Notbremse
Bundeskanzlerin Angela Merkel hat auf dem Schlingerkurs durch die Corona-Pandemie die Notbremse gezogen. Nach der vehementen Kritik insbesondere aus der Wirtschaft stoppte Merkel die am Dienstagmorgen zusammen mit den Länderchefs verkündete „Ruhepause“ für die Ostertage. Der Beschluss sei ein Fehler gewesen, erklärte sie nur 32 Stunden nach der Einigung in einer eilig einberufenen Video-Schalte mit den 16 Ministerpräsidenten und kurz darauf im Bundestag.
Die Entscheidung sei mit der Absicht getroffen worden, die dritte Infektionswelle zu bremsen, erklärte die Kanzlerin. Eine Umsetzung, bei der Aufwand und Ertrag in einem vernünftigen Verhältnis gestanden hätten, habe sich aber als nicht durchführbar erwiesen. „Ein Fehler muss als Fehler benannt werden, und vor allem muss er korrigiert werden“, sagte Merkel und übernahm die alleinige Verantwortung. „Dieser Fehler ist einzig und allein mein Fehler.“
Die Entscheidung der Kanzlerin nötigte nicht nur manchem politischen Gegner Respekt ab.
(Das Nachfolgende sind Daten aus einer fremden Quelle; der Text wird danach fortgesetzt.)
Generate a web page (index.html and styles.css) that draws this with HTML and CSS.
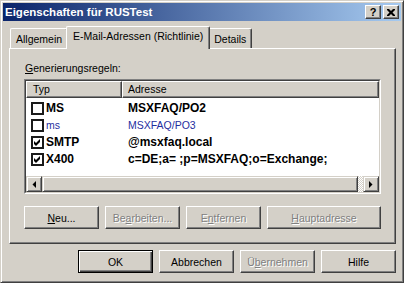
FILE: index.html
```html
<!DOCTYPE html>
<html>
<head>
<meta charset="utf-8">
<link rel="stylesheet" href="styles.css">
</head>
<body>
<div class="window">
  <div class="titlebar">
    <span class="title">Eigenschaften für RUSTest</span>
    <div class="capbtns">
      <span class="capbtn help">?</span>
      <span class="capbtn close"><svg width="8" height="7" viewBox="0 0 8 7"><path d="M0 0h2l2 2l2-2h2v1l-2.5 2.5l2.5 2.5v1h-2l-2-2l-2 2h-2v-1l2.5-2.5l-2.5-2.5z" fill="#000"/></svg></span>
    </div>
  </div>
  <div class="client">
    <div class="tabs">
      <div class="tab">Allgemein</div>
      <div class="tab active">E-Mail-Adressen (Richtlinie)</div>
      <div class="tab">Details</div>
    </div>
    <div class="panel">
      <div class="label"><u>G</u>enerierungsregeln:</div>
      <div class="list">
        <div class="listin">
          <div class="hdr">
            <div class="hc c1">Typ</div>
            <div class="hc c2">Adresse</div>
          </div>
          <div class="rows">
            <div class="row bold">
              <div class="c1"><span class="cb"></span>MS</div>
              <div class="c2">MSXFAQ/PO2</div>
            </div>
            <div class="row blue">
              <div class="c1"><span class="cb"></span>ms</div>
              <div class="c2">MSXFAQ/PO3</div>
            </div>
            <div class="row bold">
              <div class="c1"><span class="cb"><svg class="chk" width="7" height="7" viewBox="0 0 7 7"><path d="M0 2L2 4L6 0V3L2 7L0 5Z" fill="#000"/></svg></span>SMTP</div>
              <div class="c2">@msxfaq.local</div>
            </div>
            <div class="row bold">
              <div class="c1"><span class="cb"><svg class="chk" width="7" height="7" viewBox="0 0 7 7"><path d="M0 2L2 4L6 0V3L2 7L0 5Z" fill="#000"/></svg></span>X400</div>
              <div class="c2">c=DE;a= ;p=MSXFAQ;o=Exchange;</div>
            </div>
          </div>
          <div class="spacer"></div>
          <div class="hscroll">
            <div class="sbtn"><svg width="4" height="7" viewBox="0 0 4 7"><path d="M4 0V7L0.5 3.5Z" fill="#000"/></svg></div>
            <div class="thumb"></div>
            <div class="track"></div>
            <div class="sbtn"><svg width="4" height="7" viewBox="0 0 4 7"><path d="M0 0V7L3.5 3.5Z" fill="#000"/></svg></div>
          </div>
        </div>
      </div>
      <div class="btnrow">
        <div class="btn"><u>N</u>eu...</div>
        <div class="btn disabled">Be<u>a</u>rbeiten...</div>
        <div class="btn disabled">E<u>n</u>tfernen</div>
        <div class="btn disabled wide"><u>H</u>auptadresse</div>
      </div>
    </div>
    <div class="dlgrow">
      <div class="btn default">OK</div>
      <div class="btn">Abbrechen</div>
      <div class="btn disabled">Ü<u>b</u>ernehmen</div>
      <div class="btn">Hilfe</div>
    </div>
  </div>
</div>
</body>
</html>
```
FILE: styles.css
```css
html, body {
  margin: 0;
  padding: 0;
  background: #D4D0C8;
}
body {
  font-family: "Liberation Sans", Arial, sans-serif;
  font-size: 10.5px;
  color: #000;
}
.window {
  width: 404px;
  height: 283px;
  box-sizing: border-box;
  border: 1px solid;
  border-color: #D4D0C8 #404040 #404040 #D4D0C8;
  box-shadow: inset 1px 1px #fff, inset -1px -1px #808080;
  padding: 2px;
  display: flex;
  flex-direction: column;
  background: #D4D0C8;
}
.titlebar {
  height: 18px;
  flex: none;
  display: flex;
  align-items: center;
  background: linear-gradient(to right, #0A246A, #A6CAF0);
  padding: 0 2px 0 2px;
}
.title {
  flex: 1;
  color: #fff;
  font-weight: bold;
  font-size: 11.5px;
  line-height: 18px;
  white-space: nowrap;
}
.capbtns {
  display: flex;
  gap: 2px;
}
.capbtn {
  width: 16px;
  height: 14px;
  box-sizing: border-box;
  background: #D4D0C8;
  border: 1px solid;
  border-color: #fff #404040 #404040 #fff;
  box-shadow: inset -1px -1px #808080;
  display: flex;
  align-items: center;
  justify-content: center;
}
.help {
  font-weight: bold;
  font-size: 11px;
  line-height: 12px;
}
.client {
  flex: 1;
  display: flex;
  flex-direction: column;
  padding: 5px 5px 0 6px;
}
.tabs {
  height: 22px;
  flex: none;
  display: flex;
  align-items: flex-end;
  padding-left: 1px;
}
.tab {
  height: 20px;
  box-sizing: border-box;
  padding: 4px 5px 0 5px;
  line-height: 13px;
  border-top: 1px solid #fff;
  border-left: 1px solid #fff;
  border-right: 1px solid #404040;
  box-shadow: inset -1px 0 #808080;
  border-radius: 2px 2px 0 0;
  white-space: nowrap;
  background: #D4D0C8;
}
.tab.active {
  height: 23px;
  margin: 0 -2px -1px -2px;
  padding: 3px 6px 0 6px;
  position: relative;
  z-index: 1;
}
.panel {
  height: 196px;
  flex: none;
  box-sizing: border-box;
  border: 1px solid;
  border-color: #fff #404040 #404040 #fff;
  box-shadow: inset -1px -1px #808080;
  padding: 13px 0 0 14px;
  display: flex;
  flex-direction: column;
}
.label {
  line-height: 13px;
  margin-left: 1px;
}
.list {
  margin-top: 4px;
  width: 357px;
  height: 115px;
  box-sizing: border-box;
  border: 1px solid;
  border-color: #808080 #fff #fff #808080;
}
.listin {
  height: 100%;
  box-sizing: border-box;
  border: 1px solid;
  border-color: #404040 #D4D0C8 #D4D0C8 #404040;
  background: #fff;
  display: flex;
  flex-direction: column;
  overflow: hidden;
}
.hdr {
  display: flex;
  height: 17px;
  flex: none;
}
.hc {
  height: 17px;
  box-sizing: border-box;
  border: 1px solid;
  border-color: #fff #404040 #404040 #fff;
  box-shadow: inset -1px -1px #808080;
  background: #D4D0C8;
  line-height: 14px;
  white-space: nowrap;
}
.hc.c1 {
  width: 96px;
  flex: none;
  padding-left: 6px;
}
.hc.c2 {
  flex: 1;
  padding-left: 5px;
}
.rows {
  padding-top: 2px;
  display: flex;
  flex-direction: column;
}
.row {
  display: flex;
  height: 17px;
  line-height: 17px;
  flex: none;
  white-space: nowrap;
}
.row .c1 {
  width: 96px;
  flex: none;
  padding-left: 5px;
  box-sizing: border-box;
  display: flex;
  align-items: center;
}
.row .c2 {
  padding-left: 6px;
}
.bold {
  font-weight: bold;
  font-size: 12px;
}
.blue {
  color: #1F2F9F;
}
.cb {
  width: 13px;
  height: 13px;
  box-sizing: border-box;
  border: 2px solid #1a1a1a;
  background: #fff;
  margin-right: 2px;
  display: flex;
  align-items: center;
  justify-content: center;
  flex: none;
}
.chk {
  display: block;
}
.spacer {
  flex: 1;
}
.hscroll {
  height: 16px;
  flex: none;
  display: flex;
}
.sbtn, .thumb {
  height: 16px;
  box-sizing: border-box;
  background: #D4D0C8;
  border: 1px solid;
  border-color: #D4D0C8 #404040 #404040 #D4D0C8;
  box-shadow: inset 1px 1px #fff, inset -1px -1px #808080;
}
.sbtn {
  width: 16px;
  flex: none;
  display: flex;
  align-items: center;
  justify-content: center;
}
.thumb {
  width: 316px;
  flex: none;
}
.track {
  flex: 1;
  background: repeating-conic-gradient(#fff 0 25%, #D4D0C8 0 50%) 0 0 / 2px 2px;
}
.btnrow {
  margin-top: 12px;
  display: flex;
  gap: 6px;
}
.btn {
  width: 75px;
  height: 23px;
  box-sizing: border-box;
  flex: none;
  background: #D4D0C8;
  border: 1px solid;
  border-color: #fff #404040 #404040 #fff;
  box-shadow: inset -1px -1px #808080;
  display: flex;
  align-items: center;
  justify-content: center;
  white-space: nowrap;
}
.btn.wide {
  width: 114px;
}
.btn.default {
  border: 1px solid #000;
  box-shadow: inset 1px 1px #fff, inset -1px -1px #404040, inset -2px -2px #808080;
}
.btn.disabled {
  color: #808080;
  text-shadow: 1px 1px #fff;
}
.dlgrow {
  margin-top: 6px;
  display: flex;
  justify-content: flex-end;
  gap: 6px;
}
```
Auch aus der Wirtschaft, die den harten Lockdown über Ostern unter anderem wegen ungeklärter arbeitsrechtlicher Fragen, drohenden bürokratischen Aufwands für Anlagen, die an einem „Ruhetag“ nicht stillstehen können, zusätzlicher Umsatzeinbußen und neu entstehender Unsicherheit kritisiert hatte, kamen fast unisono versöhnliche Töne. Auch er habe während der Pandemie schwierige Entscheidungen gefällt und manche wieder zurücknehmen müssen, sagte Arbeitgeberpräsident Rainer Dulger. Merkel habe mit ihrer mutigen Entscheidung Führungsstärke bewiesen.
Die Kanzlerin mobilisiert mit ihrem Eingeständnis noch einmal ihr ganzes politisches Kapital. Ob das reicht, um sechs Monate vor der Bundestagswahl trotz immenser Corona-Frustration auf allen Seiten den Vertrauensverlust gegenüber den politisch Verantwortlichen zu stoppen und auf dieser Basis einen effektiven Weg aus der Pandemie zu organisieren, den auch die Unternehmen mitgehen können?
Ein ehrlicher Umgang mit Fehlern ist ein guter Anfang. Ehrlich machen muss sich aber nicht nur die Kanzlerin. Denn die dritte Infektionswelle rollt, und ohne Ruhepause über Ostern gibt es für das Virus ein Hindernis weniger. Das ist gut, solange andere Hürden mit geringeren wirtschaftlichen und sozialen Kosten errichtet werden. Der Vorwurf, es sei allein auf das Versagen der Regierung zurückzuführen, dass es diese Alternativen nicht gibt, wird allein nicht reichen, um das Virus bis zum Erfolg der Impfkampagne auszubremsen.